**WHAT THE EXERCISE ASKS**
Find the string "Give" in the records. Copy every line it appears in.
=== PROVIDED INFORMATION ===
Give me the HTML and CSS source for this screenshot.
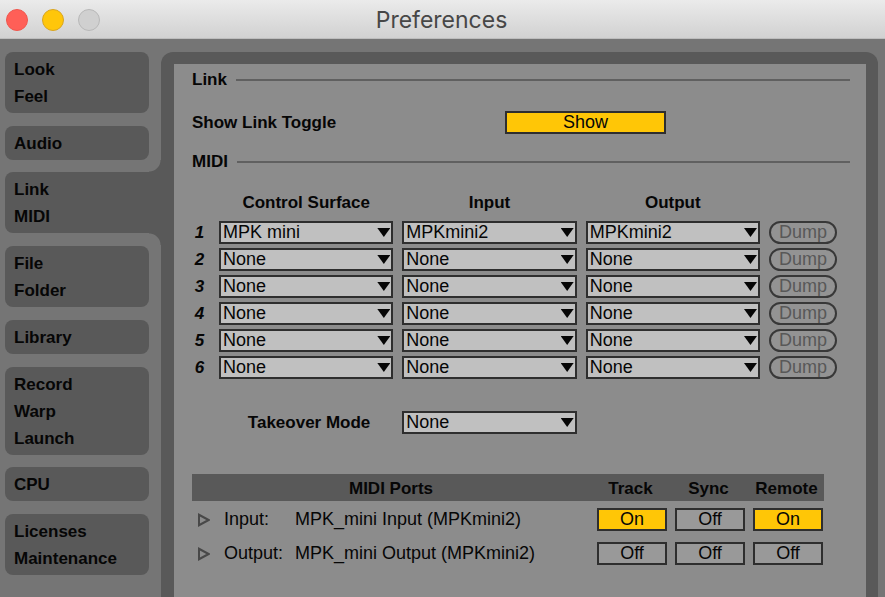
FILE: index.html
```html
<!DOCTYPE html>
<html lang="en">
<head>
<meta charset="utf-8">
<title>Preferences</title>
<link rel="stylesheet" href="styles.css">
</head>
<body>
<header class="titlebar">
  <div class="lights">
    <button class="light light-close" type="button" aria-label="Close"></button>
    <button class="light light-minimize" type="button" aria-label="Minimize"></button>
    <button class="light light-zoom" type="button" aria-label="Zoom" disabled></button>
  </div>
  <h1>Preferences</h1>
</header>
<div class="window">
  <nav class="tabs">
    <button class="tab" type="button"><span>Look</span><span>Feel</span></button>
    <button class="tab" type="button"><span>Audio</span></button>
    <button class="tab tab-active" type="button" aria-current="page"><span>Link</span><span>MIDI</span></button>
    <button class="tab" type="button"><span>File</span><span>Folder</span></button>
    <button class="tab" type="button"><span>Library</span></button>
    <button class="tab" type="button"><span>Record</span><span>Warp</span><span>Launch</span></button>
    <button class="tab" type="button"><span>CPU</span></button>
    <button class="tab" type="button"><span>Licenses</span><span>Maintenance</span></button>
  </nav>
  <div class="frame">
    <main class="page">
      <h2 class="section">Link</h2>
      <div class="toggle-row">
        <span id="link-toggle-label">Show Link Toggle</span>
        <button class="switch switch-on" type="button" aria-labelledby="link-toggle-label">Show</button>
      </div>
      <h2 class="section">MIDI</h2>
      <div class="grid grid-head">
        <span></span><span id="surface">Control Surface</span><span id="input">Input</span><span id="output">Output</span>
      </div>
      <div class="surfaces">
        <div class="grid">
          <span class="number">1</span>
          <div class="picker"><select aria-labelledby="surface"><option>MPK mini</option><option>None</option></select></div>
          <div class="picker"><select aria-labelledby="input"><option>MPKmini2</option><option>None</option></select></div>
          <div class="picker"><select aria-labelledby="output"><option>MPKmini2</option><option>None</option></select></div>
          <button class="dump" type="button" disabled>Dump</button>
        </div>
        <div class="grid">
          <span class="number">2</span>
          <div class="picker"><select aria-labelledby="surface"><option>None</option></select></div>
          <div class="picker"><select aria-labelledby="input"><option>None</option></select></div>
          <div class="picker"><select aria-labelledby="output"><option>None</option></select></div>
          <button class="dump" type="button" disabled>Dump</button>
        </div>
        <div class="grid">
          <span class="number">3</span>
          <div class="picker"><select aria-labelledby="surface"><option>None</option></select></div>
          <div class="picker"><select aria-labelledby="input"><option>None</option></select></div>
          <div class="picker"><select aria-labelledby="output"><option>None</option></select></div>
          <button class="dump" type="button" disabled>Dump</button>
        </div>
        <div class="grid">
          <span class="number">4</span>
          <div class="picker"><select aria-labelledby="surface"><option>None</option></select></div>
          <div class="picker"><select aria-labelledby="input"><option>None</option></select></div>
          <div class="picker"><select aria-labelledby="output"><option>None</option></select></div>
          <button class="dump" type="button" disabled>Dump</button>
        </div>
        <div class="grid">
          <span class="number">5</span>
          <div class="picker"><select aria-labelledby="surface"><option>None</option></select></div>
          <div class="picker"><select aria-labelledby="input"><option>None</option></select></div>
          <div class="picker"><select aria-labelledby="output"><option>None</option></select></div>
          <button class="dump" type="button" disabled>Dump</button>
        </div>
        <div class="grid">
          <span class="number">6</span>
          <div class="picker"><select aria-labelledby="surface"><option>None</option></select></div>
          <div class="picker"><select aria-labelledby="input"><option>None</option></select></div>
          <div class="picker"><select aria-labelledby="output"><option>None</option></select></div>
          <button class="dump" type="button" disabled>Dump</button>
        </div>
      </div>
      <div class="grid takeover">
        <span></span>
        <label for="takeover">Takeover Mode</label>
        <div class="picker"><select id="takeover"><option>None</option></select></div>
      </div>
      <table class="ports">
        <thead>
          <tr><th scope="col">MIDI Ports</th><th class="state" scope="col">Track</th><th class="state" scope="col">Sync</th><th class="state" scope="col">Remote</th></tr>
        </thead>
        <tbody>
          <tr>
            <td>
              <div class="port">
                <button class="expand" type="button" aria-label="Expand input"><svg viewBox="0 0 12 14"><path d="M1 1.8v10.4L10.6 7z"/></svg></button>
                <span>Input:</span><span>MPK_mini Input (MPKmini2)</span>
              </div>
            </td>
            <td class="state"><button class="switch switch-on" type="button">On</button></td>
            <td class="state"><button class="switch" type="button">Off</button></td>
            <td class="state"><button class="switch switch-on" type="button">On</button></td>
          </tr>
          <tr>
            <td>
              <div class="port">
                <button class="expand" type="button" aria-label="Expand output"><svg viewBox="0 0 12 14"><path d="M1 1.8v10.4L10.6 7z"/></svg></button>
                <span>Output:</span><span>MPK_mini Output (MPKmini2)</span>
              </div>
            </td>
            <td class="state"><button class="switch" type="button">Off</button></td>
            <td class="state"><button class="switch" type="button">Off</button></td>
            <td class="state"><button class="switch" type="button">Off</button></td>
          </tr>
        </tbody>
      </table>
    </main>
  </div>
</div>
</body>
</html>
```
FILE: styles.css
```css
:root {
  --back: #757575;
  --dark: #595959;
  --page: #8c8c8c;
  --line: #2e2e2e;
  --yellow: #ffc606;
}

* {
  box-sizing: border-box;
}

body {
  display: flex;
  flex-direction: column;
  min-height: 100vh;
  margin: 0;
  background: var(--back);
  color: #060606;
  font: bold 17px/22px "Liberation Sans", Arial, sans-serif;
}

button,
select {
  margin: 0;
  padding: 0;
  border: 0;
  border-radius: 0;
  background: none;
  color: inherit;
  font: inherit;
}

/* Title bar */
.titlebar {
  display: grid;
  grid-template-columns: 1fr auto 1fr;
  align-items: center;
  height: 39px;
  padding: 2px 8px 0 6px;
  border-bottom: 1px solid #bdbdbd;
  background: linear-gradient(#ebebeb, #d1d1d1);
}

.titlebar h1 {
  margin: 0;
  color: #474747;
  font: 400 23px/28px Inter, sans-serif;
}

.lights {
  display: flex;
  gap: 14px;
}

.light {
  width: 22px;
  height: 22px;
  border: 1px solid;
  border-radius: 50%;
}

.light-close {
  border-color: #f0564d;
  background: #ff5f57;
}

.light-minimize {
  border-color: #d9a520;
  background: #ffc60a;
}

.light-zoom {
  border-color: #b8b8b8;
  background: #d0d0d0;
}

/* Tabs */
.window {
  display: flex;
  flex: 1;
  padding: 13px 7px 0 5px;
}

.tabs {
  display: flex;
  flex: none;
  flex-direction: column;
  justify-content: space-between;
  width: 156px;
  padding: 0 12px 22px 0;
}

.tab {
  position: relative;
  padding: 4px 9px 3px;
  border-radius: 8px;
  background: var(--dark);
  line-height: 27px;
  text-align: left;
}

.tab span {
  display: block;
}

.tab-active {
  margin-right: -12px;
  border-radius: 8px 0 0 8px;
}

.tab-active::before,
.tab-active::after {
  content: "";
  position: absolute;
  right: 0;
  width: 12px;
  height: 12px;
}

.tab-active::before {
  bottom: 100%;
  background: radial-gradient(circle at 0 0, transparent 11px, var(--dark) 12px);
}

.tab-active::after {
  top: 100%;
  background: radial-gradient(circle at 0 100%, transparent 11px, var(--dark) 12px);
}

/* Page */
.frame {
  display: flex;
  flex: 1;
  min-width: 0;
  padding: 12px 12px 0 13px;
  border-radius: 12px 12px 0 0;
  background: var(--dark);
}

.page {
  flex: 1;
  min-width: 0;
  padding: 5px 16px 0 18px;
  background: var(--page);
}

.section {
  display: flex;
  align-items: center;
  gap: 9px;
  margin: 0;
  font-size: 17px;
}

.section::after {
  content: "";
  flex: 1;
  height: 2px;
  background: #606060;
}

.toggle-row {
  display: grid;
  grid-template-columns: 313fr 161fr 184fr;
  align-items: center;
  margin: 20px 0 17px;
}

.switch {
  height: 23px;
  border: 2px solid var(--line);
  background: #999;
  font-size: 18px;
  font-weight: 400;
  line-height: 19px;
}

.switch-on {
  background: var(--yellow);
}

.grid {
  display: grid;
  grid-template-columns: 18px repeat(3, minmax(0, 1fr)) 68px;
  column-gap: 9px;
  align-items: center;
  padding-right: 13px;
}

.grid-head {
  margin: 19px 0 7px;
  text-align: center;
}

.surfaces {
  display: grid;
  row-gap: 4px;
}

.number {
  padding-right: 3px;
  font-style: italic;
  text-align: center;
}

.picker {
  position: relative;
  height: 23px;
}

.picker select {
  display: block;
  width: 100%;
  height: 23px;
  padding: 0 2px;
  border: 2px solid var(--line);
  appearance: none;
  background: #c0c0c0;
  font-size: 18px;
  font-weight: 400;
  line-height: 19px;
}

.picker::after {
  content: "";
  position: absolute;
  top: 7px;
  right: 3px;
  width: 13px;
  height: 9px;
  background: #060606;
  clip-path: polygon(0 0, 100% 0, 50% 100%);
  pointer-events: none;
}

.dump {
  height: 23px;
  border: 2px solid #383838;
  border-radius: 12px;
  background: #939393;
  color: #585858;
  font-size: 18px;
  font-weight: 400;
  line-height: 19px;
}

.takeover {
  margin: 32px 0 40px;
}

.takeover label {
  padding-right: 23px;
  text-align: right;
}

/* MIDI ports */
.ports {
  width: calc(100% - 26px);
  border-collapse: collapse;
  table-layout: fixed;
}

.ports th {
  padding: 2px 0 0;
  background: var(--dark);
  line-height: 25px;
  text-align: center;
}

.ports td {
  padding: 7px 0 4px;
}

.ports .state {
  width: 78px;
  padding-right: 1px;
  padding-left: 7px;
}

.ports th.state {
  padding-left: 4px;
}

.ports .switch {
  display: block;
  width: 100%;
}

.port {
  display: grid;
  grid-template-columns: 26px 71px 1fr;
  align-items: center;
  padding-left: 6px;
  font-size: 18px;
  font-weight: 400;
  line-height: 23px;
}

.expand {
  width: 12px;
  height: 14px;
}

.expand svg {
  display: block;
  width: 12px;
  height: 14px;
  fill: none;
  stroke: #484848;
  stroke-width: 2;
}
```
===
=== PROVIDED INFORMATION ===
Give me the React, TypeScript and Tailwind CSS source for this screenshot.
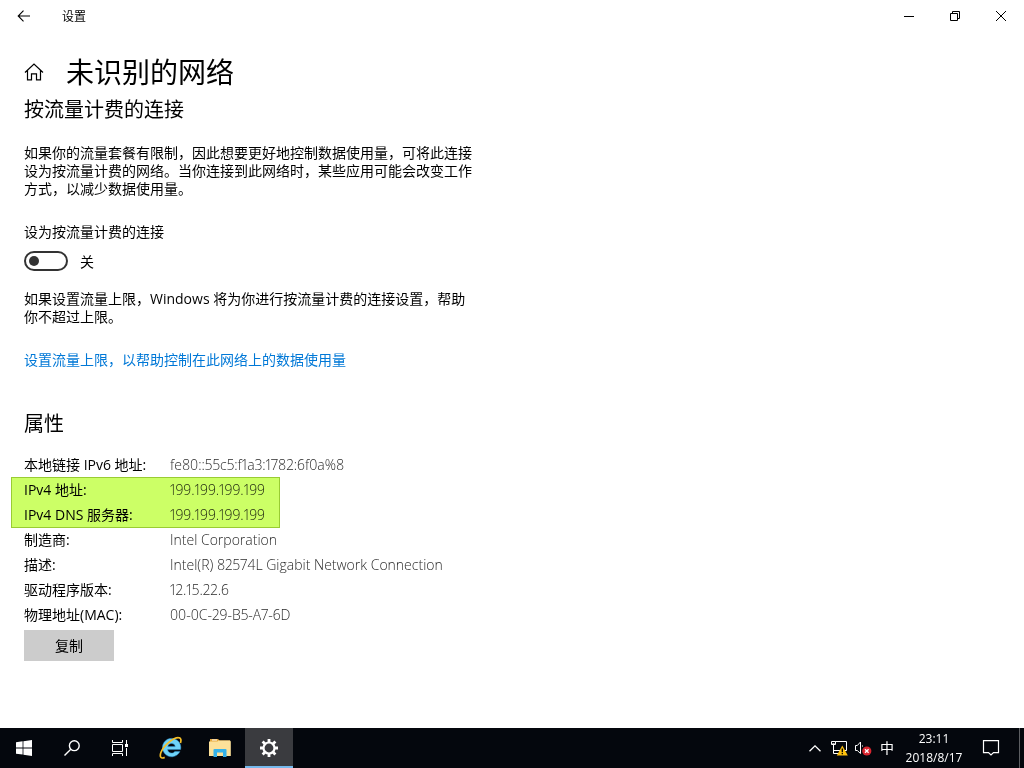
===
**SOLVED PROBLEM**
Give me the HTML and CSS source for this screenshot.
Give me the React, TypeScript and Tailwind CSS source for this screenshot.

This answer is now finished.